Though the Framers could never have imagined the events of September 11, 2001, or the terrorist forces that have made America their enemy, they built a republic that could endure and defeat all external threats and prosper. The war on terrorism, being fought against an enemy with few assets and dead aim on soft targets, has only increased the importance of swiftness and secrecy. The President has the power, and bears the responsibility, to make tough decisions at a moment’s notice—whether to trust fresh but uncertain intelligence, bomb an al-Qaeda safe house, target a terrorist for drone attack, or arrest a terror suspect. These decisions are not subject to legislative check or veto. Nor, in an age where a rogue state or stateless terrorist group may threaten the lives of million of Americans, could they be, if the safety of the nation is to be maintained.
National security comes first; without it, life and liberty are threatened and happiness is an impossibility.

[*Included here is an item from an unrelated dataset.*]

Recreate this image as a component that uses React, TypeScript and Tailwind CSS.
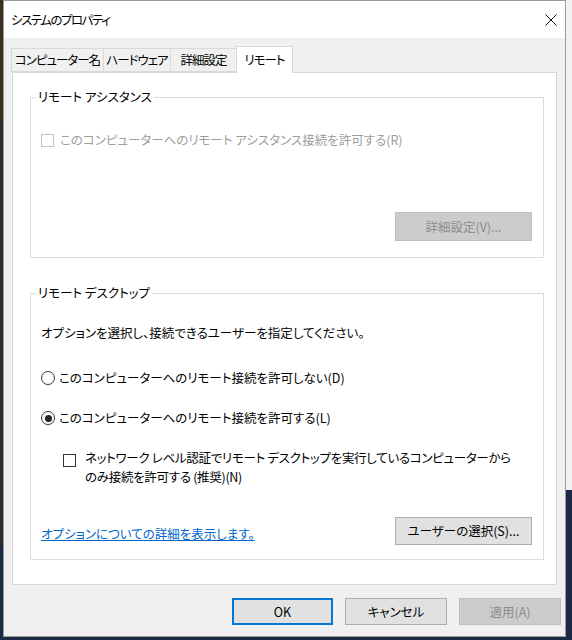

Therefore, as James Madison wrote: “Security against foreign danger is one of the primitive objects of civil society. It is an avowed and essential object of the American Union.”
Protecting the nation requires a unity of purpose and faculty, and it cannot be devolved to a committee or Congress. The Framers recognized as much, and their wisdom is our strength. The President, first and foremost, is responsible for ensuring America’s national security.
Edwin Meese III is the Ronald Reagan Distinguished Fellow in Public Policy and Chairman of the Center for Legal & Judicial Studies at The Heritage Foundation.
See, for example, The Federalist Papers, Essay No. 3, in which John Jay writes, “Among the many objects to which a wise and free people find it necessary to direct their attention, that of providing for their SAFETY seems to be the first.”